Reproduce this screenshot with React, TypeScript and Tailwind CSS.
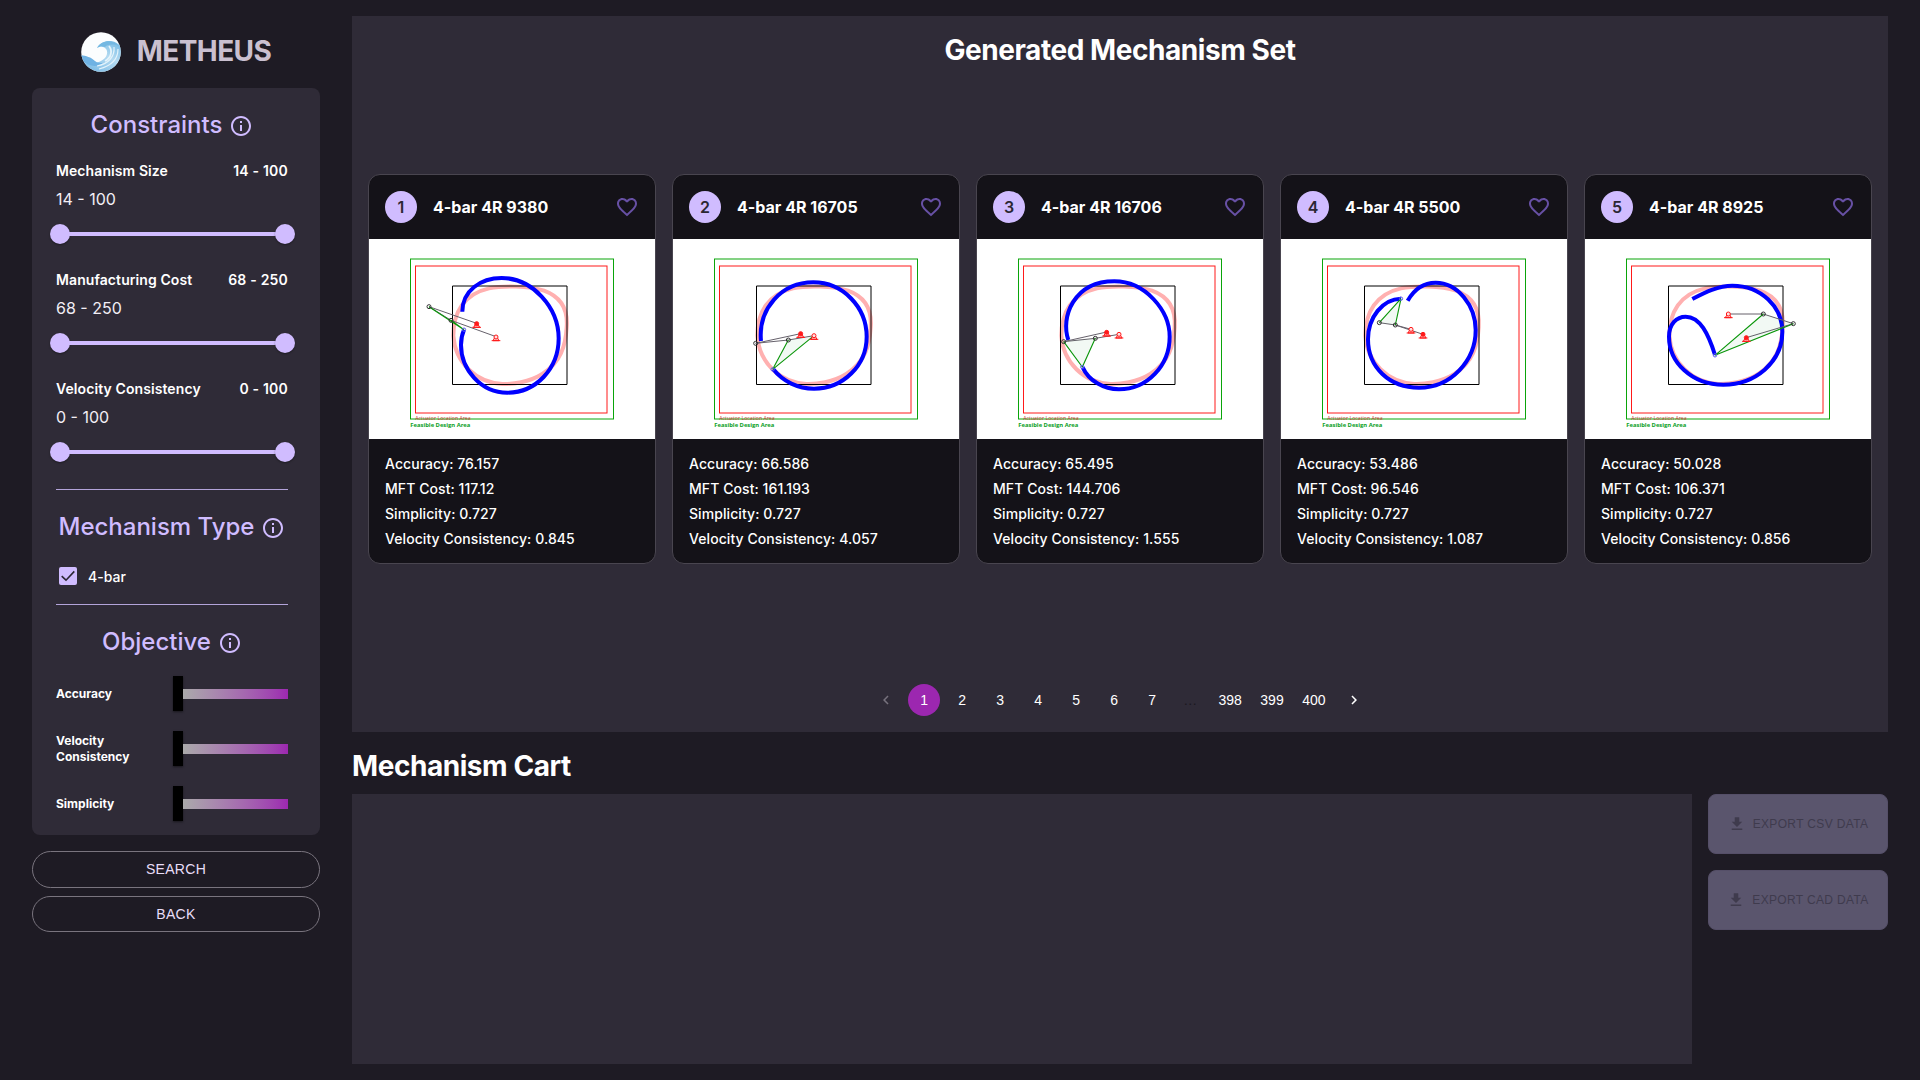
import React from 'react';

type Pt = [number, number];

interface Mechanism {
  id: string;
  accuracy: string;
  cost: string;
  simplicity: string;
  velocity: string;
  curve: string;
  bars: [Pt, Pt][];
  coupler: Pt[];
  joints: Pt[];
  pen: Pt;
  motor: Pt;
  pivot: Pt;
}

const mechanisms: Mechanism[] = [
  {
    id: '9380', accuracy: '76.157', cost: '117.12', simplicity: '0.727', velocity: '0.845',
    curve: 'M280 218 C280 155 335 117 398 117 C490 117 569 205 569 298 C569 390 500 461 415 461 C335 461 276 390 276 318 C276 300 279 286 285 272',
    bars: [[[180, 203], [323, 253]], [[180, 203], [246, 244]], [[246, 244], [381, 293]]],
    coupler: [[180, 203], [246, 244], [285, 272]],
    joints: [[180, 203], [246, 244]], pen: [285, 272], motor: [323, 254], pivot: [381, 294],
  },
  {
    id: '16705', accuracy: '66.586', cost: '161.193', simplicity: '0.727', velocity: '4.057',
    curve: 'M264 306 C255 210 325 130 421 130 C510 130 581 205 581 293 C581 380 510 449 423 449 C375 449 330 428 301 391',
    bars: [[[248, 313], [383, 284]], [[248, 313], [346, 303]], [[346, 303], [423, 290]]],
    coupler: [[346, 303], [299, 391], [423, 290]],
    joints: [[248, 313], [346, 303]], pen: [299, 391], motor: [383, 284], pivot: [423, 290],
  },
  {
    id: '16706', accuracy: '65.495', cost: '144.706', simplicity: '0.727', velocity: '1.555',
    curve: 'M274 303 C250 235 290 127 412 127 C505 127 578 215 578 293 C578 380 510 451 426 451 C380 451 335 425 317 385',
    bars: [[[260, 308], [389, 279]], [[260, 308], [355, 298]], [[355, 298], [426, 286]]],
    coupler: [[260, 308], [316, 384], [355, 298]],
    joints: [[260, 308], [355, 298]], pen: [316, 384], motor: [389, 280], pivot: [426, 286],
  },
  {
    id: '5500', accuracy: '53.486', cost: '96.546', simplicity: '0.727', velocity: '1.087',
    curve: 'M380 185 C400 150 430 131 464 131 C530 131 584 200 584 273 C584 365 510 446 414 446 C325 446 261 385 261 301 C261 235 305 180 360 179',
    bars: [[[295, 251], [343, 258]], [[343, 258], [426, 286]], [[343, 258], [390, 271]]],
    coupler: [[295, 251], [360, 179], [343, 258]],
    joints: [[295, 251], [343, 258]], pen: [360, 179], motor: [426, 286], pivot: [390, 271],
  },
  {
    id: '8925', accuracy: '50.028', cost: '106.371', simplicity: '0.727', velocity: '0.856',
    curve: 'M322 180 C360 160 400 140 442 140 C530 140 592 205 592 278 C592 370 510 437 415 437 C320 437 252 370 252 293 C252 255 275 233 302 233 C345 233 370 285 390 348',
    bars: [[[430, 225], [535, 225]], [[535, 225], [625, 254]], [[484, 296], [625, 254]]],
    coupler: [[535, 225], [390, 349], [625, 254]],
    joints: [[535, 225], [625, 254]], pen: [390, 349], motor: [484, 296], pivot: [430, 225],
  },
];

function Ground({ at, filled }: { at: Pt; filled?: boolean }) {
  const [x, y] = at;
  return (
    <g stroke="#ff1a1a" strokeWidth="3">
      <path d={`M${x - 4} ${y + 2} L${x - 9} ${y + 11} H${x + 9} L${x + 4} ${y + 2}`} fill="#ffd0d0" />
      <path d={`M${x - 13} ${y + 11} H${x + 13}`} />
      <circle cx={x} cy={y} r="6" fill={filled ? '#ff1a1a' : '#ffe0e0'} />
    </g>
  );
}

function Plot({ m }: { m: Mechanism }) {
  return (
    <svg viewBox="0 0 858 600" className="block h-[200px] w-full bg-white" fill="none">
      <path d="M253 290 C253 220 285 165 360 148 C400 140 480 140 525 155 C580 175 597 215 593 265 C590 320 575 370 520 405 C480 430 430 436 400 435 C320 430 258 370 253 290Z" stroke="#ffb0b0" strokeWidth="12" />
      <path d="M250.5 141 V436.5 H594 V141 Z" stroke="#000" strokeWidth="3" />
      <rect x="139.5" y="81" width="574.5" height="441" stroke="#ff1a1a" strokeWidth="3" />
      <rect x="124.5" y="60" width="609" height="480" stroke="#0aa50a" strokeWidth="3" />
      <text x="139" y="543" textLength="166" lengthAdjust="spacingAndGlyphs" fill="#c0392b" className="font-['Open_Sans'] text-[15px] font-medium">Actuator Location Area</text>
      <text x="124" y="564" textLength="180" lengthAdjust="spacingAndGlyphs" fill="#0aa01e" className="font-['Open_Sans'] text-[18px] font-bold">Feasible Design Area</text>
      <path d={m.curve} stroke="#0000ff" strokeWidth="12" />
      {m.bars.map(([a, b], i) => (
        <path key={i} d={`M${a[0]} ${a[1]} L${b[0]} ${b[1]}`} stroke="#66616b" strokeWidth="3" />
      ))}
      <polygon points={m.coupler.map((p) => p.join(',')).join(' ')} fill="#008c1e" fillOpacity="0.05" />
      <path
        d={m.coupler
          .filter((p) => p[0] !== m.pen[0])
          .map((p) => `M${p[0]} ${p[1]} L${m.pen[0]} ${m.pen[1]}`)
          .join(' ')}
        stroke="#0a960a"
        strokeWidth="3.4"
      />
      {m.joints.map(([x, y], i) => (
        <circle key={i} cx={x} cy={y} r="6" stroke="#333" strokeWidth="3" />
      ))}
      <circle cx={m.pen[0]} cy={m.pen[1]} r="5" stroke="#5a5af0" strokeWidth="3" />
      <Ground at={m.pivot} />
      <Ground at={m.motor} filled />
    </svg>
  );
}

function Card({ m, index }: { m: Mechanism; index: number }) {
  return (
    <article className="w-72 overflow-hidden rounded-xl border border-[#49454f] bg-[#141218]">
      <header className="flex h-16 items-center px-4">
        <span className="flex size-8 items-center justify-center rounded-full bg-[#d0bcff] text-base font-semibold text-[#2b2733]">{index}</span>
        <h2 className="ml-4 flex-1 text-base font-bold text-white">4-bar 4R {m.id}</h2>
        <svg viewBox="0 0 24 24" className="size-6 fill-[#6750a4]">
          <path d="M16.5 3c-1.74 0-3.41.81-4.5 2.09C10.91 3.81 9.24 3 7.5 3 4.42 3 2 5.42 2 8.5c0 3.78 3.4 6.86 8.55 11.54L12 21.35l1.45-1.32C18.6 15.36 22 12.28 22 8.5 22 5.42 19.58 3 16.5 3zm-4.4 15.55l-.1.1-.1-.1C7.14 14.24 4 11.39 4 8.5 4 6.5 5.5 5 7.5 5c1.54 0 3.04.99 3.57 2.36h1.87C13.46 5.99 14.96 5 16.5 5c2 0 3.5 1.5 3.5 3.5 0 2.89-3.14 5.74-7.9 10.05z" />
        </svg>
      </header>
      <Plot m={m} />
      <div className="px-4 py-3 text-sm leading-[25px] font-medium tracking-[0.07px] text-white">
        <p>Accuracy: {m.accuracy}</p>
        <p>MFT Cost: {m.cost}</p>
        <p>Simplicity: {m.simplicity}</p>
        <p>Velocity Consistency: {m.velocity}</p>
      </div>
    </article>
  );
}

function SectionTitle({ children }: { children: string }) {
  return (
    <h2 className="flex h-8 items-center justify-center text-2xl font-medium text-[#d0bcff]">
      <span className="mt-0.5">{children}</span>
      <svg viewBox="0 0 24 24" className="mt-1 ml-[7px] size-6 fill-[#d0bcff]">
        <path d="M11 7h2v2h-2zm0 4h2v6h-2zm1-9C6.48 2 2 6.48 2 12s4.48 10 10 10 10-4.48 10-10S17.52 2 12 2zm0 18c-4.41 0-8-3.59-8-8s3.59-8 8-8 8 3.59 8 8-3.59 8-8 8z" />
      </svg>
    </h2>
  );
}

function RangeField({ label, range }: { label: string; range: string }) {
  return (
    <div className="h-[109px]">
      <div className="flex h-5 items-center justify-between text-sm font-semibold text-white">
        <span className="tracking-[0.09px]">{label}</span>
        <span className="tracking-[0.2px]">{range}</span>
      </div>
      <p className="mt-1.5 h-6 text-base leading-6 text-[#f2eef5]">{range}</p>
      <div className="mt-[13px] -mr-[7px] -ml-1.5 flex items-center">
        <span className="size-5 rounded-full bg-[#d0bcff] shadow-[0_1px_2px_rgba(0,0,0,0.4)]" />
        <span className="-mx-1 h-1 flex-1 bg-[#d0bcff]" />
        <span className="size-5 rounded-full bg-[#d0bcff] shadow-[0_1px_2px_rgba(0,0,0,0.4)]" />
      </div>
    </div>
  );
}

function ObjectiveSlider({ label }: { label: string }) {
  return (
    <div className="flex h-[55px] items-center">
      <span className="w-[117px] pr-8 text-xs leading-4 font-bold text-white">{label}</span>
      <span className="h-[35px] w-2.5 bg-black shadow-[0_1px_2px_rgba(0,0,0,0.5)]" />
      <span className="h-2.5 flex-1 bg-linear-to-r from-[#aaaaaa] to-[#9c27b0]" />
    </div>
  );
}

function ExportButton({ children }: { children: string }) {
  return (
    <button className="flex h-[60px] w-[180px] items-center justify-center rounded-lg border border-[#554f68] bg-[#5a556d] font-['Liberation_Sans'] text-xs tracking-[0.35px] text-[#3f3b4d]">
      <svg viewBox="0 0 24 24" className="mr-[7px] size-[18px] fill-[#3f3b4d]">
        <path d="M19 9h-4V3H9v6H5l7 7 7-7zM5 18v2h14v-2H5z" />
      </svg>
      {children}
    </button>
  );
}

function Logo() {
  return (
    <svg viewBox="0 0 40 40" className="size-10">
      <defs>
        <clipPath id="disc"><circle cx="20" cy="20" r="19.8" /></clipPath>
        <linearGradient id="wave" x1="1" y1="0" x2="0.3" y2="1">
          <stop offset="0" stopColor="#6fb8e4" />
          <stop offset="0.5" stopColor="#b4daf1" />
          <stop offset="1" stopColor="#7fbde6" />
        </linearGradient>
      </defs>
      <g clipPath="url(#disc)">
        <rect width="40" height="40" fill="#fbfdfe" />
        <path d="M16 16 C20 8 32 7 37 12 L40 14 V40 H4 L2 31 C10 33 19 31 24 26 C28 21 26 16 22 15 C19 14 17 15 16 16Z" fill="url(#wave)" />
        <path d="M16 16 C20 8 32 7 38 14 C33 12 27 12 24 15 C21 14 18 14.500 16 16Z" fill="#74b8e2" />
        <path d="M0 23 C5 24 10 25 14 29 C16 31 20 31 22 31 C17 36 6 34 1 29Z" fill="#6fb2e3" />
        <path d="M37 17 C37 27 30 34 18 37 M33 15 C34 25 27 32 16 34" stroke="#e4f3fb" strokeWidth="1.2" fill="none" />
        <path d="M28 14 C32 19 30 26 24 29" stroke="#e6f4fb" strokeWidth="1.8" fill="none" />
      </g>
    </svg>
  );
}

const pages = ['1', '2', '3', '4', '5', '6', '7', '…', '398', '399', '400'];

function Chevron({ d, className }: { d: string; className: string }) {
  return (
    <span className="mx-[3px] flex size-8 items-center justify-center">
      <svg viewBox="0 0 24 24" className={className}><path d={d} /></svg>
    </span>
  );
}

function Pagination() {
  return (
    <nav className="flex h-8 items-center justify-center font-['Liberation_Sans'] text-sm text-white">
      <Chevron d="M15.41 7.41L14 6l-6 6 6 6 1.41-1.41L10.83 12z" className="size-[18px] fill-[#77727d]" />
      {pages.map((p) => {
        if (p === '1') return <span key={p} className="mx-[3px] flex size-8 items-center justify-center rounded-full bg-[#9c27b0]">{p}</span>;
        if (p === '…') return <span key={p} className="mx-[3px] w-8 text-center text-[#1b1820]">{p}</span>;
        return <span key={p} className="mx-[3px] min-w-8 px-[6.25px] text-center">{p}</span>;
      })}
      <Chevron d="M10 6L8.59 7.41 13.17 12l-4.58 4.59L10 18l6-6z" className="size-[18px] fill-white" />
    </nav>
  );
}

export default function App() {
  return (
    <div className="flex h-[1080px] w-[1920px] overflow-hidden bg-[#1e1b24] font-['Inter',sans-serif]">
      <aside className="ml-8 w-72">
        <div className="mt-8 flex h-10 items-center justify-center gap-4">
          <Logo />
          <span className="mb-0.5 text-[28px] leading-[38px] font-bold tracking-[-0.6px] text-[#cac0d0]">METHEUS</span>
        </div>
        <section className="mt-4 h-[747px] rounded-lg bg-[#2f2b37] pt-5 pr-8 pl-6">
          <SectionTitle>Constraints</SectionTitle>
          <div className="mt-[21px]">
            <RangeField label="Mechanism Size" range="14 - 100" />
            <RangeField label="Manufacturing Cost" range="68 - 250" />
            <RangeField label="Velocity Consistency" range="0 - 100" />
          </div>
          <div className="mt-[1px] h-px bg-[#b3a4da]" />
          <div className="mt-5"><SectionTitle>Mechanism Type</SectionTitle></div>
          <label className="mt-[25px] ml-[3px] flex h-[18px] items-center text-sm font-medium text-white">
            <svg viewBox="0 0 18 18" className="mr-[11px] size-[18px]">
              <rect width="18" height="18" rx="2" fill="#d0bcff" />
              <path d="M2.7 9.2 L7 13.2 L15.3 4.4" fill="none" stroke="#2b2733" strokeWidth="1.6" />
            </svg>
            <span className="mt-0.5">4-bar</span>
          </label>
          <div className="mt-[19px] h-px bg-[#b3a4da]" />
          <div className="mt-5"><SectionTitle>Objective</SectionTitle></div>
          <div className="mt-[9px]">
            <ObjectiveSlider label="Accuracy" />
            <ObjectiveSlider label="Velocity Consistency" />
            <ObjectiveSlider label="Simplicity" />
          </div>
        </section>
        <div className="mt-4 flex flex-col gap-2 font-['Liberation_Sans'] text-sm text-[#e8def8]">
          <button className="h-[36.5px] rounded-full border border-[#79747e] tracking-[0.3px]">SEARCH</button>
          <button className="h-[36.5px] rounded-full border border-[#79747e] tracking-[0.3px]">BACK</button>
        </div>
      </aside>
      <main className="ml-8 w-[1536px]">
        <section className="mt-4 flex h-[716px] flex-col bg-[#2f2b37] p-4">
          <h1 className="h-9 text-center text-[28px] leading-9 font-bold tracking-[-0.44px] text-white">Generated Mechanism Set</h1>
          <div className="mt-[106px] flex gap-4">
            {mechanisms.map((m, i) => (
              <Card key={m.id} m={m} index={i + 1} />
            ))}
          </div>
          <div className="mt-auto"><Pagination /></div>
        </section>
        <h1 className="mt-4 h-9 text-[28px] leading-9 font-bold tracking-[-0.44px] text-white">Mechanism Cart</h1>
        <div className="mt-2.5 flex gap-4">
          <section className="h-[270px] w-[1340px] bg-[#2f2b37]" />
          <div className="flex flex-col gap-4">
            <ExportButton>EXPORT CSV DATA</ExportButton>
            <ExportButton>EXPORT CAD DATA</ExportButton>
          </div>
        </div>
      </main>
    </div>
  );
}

Goal: Whichever lines contain the string "React", select and copy them.

Output for this exercise:
Reproduce this screenshot with React, TypeScript and Tailwind CSS.
import React from 'react';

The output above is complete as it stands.